- SET PROBLEM:
Can you write out all the lines word for word, with no pictures?

## BEGIN DATA SEGMENT

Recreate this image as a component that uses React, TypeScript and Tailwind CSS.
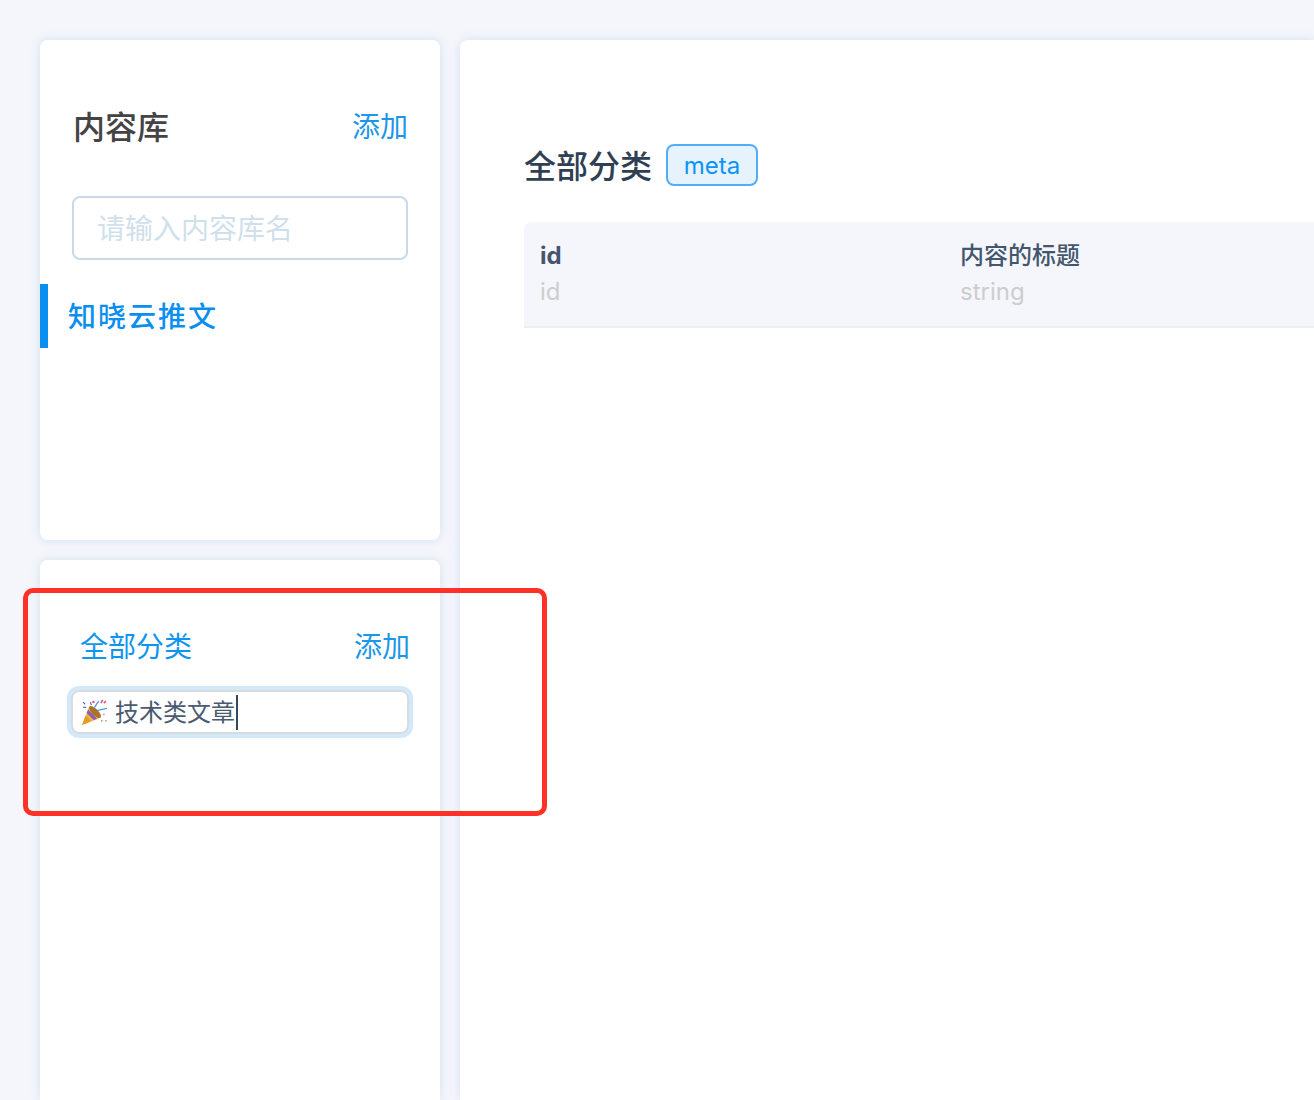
export default function App() {
  const font = { fontFamily: 'Inter, "Noto Sans CJK SC", sans-serif' };
  const Party = () => (
    <svg width="27" height="27" viewBox="0 0 26 26" className="shrink-0">
      <path d="M1 25 L8 7 L19 18 Z" fill="#f2b63c" />
      <path d="M1 25 L4.5 16 L10 21.5 Z" fill="#e59a2a" />
      <path d="M5.5 13.5 L6.8 10.2 L15.5 19 L12.2 20.3 Z" fill="#8e5bb5" />
      <ellipse cx="13.5" cy="12.5" rx="3" ry="7.6" transform="rotate(-45 13.5 12.5)" fill="#a9742a" />
      <path d="M13 8 L17 2 M16 11 L25 9" stroke="#4f9be8" strokeWidth="1.3" fill="none" />
      <path d="M19 4 L21 1 M22 4 L24 2" stroke="#e0577f" strokeWidth="1.6" fill="none" />
      <path d="M9 3 L10 6 M2 3 L4 5 M2 8 L5 8" stroke="#4a78d6" strokeWidth="1.2" fill="none" />
      <circle cx="12" cy="3" r="1.2" fill="#e0577f" />
      <circle cx="22" cy="15" r="1" fill="#e8a0a8" />
      <circle cx="24" cy="21" r="1" fill="#e8a0a8" />
      <circle cx="20" cy="21" r="0.9" fill="#8ec06c" />
    </svg>
  );
  return (
    <div style={font} className="relative flex h-[1100px] gap-5 overflow-hidden bg-[#f4f6fb] pl-10 pt-10">
      <div className="flex w-[400px] shrink-0 flex-col gap-5">
        <section className="flex h-[500px] shrink-0 flex-col rounded-lg bg-white pt-[64px] shadow-[0_0_10px_rgba(190,210,235,0.6)]">
          <div className="flex h-[46px] items-center justify-between pl-[33px] pr-8">
            <h2 className="pt-px text-[32px] font-medium leading-none text-[#444444]">内容库</h2>
            <span className="text-[28px] leading-none text-[#1b96e8]">添加</span>
          </div>
          <div className="ml-8 mr-8 mt-[46px] flex h-16 items-center rounded-lg border-2 border-[#c8dae9] pl-[23px] pt-[2px] text-[28px] text-[#cfdfeb]">
            请输入内容库名
          </div>
          <div className="mt-6 flex h-16 items-center border-l-8 border-[#0a8ff0] pl-5 pt-[2px] text-[28px] font-medium tracking-[2px] text-[#0a8ff0]">
            知晓云推文
          </div>
        </section>
        <section className="min-h-0 flex-1 rounded-t-lg bg-white pt-[64px] shadow-[0_0_10px_rgba(190,210,235,0.6)]">
          <div className="flex h-[46px] items-center justify-between pl-10 pr-[30px]">
            <span className="text-[28px] leading-none text-[#0f94ef]">全部分类</span>
            <span className="text-[28px] leading-none text-[#1b96e8]">添加</span>
          </div>
          <div className="ml-[31px] mr-[31px] mt-5 flex h-[44px] items-center rounded-lg border-2 border-[#d9dadb] pl-2 shadow-[0_0_0_4px_#d2e9fb]">
            <Party />
            <span className="ml-[7px] pt-[2px] text-2xl leading-none text-[#4a5b70]">技术类文章</span>
            <span className="ml-px h-[35px] w-[2px] bg-[#34495e]" />
          </div>
        </section>
      </div>
      <main className="min-w-0 flex-1 rounded-tl-lg bg-white pl-16 pt-[104px] shadow-[0_0_10px_rgba(190,210,235,0.6)]">
        <div className="flex h-[42px] items-center">
          <h1 className="pt-[3px] text-[32px] font-medium leading-none text-[#2f4054]">全部分类</h1>
          <span className="ml-[14px] flex h-[42px] w-[92px] items-center justify-center rounded-lg border-2 border-[#50aef5] bg-[#e6f3fd] pt-[2px] text-2xl text-[#0a94f8]">meta</span>
        </div>
        <div className="mt-9 flex h-[106px] w-[1000px] rounded-tl-lg border-b-2 border-[#eeeeee] bg-[#f5f6fb] pl-4 pt-[16px] text-2xl leading-9">
          <div className="w-[420px]">
            <div className="font-bold text-[#44566d]">id</div>
            <div className="text-[#cdcdcd]">id</div>
          </div>
          <div>
            <div className="font-medium text-[#44566d]">内容的标题</div>
            <div className="text-[#cdcdcd]">string</div>
          </div>
        </div>
      </main>
      <div className="absolute left-[23px] top-[588px] h-[228px] w-[524px] rounded-[10px] border-[5px] border-[#ff3025]" />
    </div>
  );
}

## END DATA SEGMENT

- WRITTEN SOLUTION:
Recreate this image as a component that uses React, TypeScript and Tailwind CSS.
export default function App() {
  const font = { fontFamily: 'Inter, "Noto Sans CJK SC", sans-serif' };
  const Party = () => (
    <svg width="27" height="27" viewBox="0 0 26 26" className="shrink-0">
      <path d="M1 25 L8 7 L19 18 Z" fill="#f2b63c" />
      <path d="M1 25 L4.5 16 L10 21.5 Z" fill="#e59a2a" />
      <path d="M5.5 13.5 L6.8 10.2 L15.5 19 L12.2 20.3 Z" fill="#8e5bb5" />
      <ellipse cx="13.5" cy="12.5" rx="3" ry="7.6" transform="rotate(-45 13.5 12.5)" fill="#a9742a" />
      <path d="M13 8 L17 2 M16 11 L25 9" stroke="#4f9be8" strokeWidth="1.3" fill="none" />
      <path d="M19 4 L21 1 M22 4 L24 2" stroke="#e0577f" strokeWidth="1.6" fill="none" />
      <path d="M9 3 L10 6 M2 3 L4 5 M2 8 L5 8" stroke="#4a78d6" strokeWidth="1.2" fill="none" />
      <circle cx="12" cy="3" r="1.2" fill="#e0577f" />
      <circle cx="22" cy="15" r="1" fill="#e8a0a8" />
      <circle cx="24" cy="21" r="1" fill="#e8a0a8" />
      <circle cx="20" cy="21" r="0.9" fill="#8ec06c" />
    </svg>
  );
  return (
    <div style={font} className="relative flex h-[1100px] gap-5 overflow-hidden bg-[#f4f6fb] pl-10 pt-10">
      <div className="flex w-[400px] shrink-0 flex-col gap-5">
        <section className="flex h-[500px] shrink-0 flex-col rounded-lg bg-white pt-[64px] shadow-[0_0_10px_rgba(190,210,235,0.6)]">
          <div className="flex h-[46px] items-center justify-between pl-[33px] pr-8">
            <h2 className="pt-px text-[32px] font-medium leading-none text-[#444444]">内容库</h2>
            <span className="text-[28px] leading-none text-[#1b96e8]">添加</span>
          </div>
          <div className="ml-8 mr-8 mt-[46px] flex h-16 items-center rounded-lg border-2 border-[#c8dae9] pl-[23px] pt-[2px] text-[28px] text-[#cfdfeb]">
            请输入内容库名
          </div>
          <div className="mt-6 flex h-16 items-center border-l-8 border-[#0a8ff0] pl-5 pt-[2px] text-[28px] font-medium tracking-[2px] text-[#0a8ff0]">
            知晓云推文
          </div>
        </section>
        <section className="min-h-0 flex-1 rounded-t-lg bg-white pt-[64px] shadow-[0_0_10px_rgba(190,210,235,0.6)]">
          <div className="flex h-[46px] items-center justify-between pl-10 pr-[30px]">
            <span className="text-[28px] leading-none text-[#0f94ef]">全部分类</span>
            <span className="text-[28px] leading-none text-[#1b96e8]">添加</span>
          </div>
          <div className="ml-[31px] mr-[31px] mt-5 flex h-[44px] items-center rounded-lg border-2 border-[#d9dadb] pl-2 shadow-[0_0_0_4px_#d2e9fb]">
            <Party />
            <span className="ml-[7px] pt-[2px] text-2xl leading-none text-[#4a5b70]">技术类文章</span>
            <span className="ml-px h-[35px] w-[2px] bg-[#34495e]" />
          </div>
        </section>
      </div>
      <main className="min-w-0 flex-1 rounded-tl-lg bg-white pl-16 pt-[104px] shadow-[0_0_10px_rgba(190,210,235,0.6)]">
        <div className="flex h-[42px] items-center">
          <h1 className="pt-[3px] text-[32px] font-medium leading-none text-[#2f4054]">全部分类</h1>
          <span className="ml-[14px] flex h-[42px] w-[92px] items-center justify-center rounded-lg border-2 border-[#50aef5] bg-[#e6f3fd] pt-[2px] text-2xl text-[#0a94f8]">meta</span>
        </div>
        <div className="mt-9 flex h-[106px] w-[1000px] rounded-tl-lg border-b-2 border-[#eeeeee] bg-[#f5f6fb] pl-4 pt-[16px] text-2xl leading-9">
          <div className="w-[420px]">
            <div className="font-bold text-[#44566d]">id</div>
            <div className="text-[#cdcdcd]">id</div>
          </div>
          <div>
            <div className="font-medium text-[#44566d]">内容的标题</div>
            <div className="text-[#cdcdcd]">string</div>
          </div>
        </div>
      </main>
      <div className="absolute left-[23px] top-[588px] h-[228px] w-[524px] rounded-[10px] border-[5px] border-[#ff3025]" />
    </div>
  );
}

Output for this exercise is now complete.